▸ Data excerpt:

Begin

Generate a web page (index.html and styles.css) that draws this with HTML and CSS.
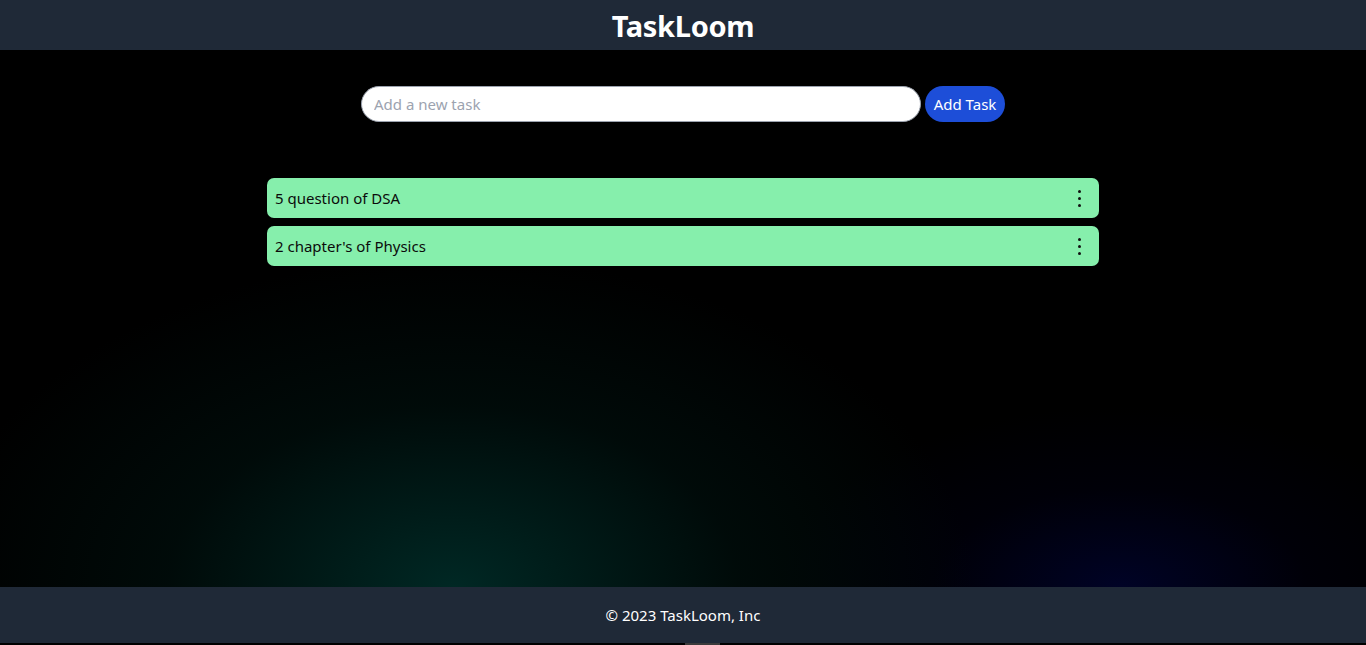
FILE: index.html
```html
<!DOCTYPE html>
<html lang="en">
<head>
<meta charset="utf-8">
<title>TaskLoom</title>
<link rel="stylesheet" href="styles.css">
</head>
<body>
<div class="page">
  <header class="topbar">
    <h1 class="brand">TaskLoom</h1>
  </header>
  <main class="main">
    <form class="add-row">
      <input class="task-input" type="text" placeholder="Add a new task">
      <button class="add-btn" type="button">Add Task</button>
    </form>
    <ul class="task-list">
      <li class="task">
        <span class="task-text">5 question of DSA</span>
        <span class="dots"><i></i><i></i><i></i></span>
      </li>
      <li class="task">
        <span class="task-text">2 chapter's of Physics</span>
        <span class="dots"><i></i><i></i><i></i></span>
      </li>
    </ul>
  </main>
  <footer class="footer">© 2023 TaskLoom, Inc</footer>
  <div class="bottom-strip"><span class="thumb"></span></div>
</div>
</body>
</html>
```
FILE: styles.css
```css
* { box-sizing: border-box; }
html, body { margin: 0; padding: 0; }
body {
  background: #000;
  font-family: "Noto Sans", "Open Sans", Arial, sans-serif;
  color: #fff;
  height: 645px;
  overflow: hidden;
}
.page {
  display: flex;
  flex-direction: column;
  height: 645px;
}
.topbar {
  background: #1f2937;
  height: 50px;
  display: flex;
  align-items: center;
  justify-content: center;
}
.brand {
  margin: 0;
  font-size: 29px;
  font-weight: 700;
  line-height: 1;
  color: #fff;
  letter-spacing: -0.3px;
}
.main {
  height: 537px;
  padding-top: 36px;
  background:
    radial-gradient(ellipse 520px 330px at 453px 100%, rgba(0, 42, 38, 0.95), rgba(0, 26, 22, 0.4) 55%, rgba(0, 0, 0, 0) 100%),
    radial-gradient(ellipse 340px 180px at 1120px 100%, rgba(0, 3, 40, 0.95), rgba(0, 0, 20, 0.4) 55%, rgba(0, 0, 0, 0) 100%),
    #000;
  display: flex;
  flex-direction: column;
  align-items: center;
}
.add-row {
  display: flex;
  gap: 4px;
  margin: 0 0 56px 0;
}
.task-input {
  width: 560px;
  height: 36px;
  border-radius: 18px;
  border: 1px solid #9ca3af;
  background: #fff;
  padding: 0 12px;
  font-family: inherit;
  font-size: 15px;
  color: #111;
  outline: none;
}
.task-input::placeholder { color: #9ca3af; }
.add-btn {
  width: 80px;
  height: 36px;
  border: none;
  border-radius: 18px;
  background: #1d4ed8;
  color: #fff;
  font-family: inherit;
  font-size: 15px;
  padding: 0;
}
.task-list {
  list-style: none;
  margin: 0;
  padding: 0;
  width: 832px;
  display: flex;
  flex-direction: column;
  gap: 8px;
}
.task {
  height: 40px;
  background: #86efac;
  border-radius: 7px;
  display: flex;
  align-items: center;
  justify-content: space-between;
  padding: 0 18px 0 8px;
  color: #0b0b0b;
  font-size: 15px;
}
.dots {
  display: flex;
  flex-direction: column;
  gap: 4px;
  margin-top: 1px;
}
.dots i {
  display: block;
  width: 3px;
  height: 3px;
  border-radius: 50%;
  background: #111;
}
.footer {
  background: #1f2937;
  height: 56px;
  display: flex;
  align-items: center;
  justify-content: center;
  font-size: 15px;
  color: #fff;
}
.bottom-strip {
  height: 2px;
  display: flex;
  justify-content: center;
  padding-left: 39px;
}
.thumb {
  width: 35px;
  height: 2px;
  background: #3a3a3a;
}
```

End

Report how many lines of the data contain the word "index", using the number alone.

▸ Exercise result: 2